** START OF Exercise inputs **

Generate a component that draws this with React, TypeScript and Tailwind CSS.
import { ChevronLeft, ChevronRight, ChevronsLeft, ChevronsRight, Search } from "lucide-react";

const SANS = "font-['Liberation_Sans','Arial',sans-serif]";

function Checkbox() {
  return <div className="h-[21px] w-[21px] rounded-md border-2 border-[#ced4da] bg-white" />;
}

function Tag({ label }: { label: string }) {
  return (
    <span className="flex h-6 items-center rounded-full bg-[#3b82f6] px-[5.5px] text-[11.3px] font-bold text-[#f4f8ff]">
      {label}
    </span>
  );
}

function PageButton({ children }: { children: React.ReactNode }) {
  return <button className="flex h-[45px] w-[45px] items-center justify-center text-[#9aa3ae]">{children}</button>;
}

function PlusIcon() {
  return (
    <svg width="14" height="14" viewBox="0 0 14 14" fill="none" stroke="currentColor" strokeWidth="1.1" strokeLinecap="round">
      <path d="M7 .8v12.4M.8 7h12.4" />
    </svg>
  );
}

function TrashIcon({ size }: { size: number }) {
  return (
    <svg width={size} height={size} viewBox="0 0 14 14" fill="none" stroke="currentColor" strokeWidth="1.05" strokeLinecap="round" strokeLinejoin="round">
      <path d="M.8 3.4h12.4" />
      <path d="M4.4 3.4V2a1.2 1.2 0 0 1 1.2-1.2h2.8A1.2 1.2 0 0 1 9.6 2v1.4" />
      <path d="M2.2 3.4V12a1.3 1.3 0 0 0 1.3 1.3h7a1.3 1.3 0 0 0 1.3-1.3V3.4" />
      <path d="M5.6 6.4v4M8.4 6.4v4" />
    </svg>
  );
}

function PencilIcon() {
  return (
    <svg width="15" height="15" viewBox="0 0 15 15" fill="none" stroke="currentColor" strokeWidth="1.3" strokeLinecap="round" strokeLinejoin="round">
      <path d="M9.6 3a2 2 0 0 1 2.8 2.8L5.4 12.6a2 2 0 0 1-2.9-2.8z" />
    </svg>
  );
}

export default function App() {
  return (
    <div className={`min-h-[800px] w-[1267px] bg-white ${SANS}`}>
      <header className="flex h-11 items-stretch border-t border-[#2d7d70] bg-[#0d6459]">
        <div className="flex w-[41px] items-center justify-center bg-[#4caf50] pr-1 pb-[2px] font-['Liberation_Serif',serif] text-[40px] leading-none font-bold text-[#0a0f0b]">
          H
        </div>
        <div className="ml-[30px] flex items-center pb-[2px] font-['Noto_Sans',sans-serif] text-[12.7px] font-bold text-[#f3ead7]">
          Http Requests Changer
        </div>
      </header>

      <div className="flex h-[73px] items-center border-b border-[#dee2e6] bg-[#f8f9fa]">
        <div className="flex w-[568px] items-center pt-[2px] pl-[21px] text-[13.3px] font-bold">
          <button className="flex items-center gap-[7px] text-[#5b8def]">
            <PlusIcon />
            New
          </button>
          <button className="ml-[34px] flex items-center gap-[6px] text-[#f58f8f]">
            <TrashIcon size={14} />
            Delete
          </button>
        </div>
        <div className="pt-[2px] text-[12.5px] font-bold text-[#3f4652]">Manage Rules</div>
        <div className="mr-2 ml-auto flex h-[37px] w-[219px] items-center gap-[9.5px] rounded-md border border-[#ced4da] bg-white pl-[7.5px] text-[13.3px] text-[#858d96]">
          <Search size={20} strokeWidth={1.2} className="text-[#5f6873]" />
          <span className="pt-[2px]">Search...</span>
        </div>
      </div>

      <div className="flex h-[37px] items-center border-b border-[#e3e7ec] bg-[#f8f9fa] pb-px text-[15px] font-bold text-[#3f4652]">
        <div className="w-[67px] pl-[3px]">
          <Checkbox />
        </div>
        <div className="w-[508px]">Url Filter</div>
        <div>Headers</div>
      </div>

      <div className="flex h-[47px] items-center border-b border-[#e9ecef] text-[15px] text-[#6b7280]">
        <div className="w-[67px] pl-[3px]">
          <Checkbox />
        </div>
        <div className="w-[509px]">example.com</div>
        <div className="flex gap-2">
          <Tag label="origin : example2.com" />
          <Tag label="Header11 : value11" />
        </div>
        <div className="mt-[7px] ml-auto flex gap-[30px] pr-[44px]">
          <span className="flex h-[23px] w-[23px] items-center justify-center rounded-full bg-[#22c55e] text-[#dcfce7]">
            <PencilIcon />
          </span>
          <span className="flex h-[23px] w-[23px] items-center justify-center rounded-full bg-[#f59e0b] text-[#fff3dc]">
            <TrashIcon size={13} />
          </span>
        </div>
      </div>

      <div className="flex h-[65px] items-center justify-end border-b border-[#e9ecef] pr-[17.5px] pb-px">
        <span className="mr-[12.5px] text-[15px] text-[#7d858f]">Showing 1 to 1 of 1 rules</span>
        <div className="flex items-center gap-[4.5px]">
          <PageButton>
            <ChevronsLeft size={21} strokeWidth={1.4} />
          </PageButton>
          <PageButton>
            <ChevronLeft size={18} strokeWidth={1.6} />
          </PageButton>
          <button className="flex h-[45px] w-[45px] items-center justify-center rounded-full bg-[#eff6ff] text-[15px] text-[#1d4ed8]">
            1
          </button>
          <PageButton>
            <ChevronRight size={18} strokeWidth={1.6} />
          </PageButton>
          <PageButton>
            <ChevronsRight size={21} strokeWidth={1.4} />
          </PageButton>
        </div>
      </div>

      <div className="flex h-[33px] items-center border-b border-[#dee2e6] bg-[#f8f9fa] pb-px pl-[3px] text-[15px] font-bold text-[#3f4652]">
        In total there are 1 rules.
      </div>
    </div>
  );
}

** END OF Exercise inputs **
** START OF Exercise inputs **

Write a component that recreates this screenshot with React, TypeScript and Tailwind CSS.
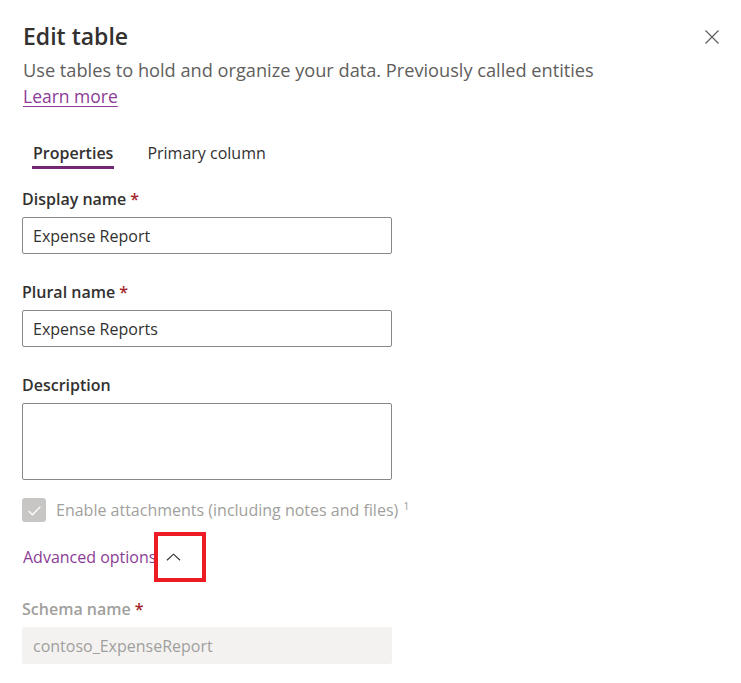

** END OF Exercise inputs **

Your instructions:
Find how many lines of the entries contain "that". Respond with the number only.

Response to this exercise:
2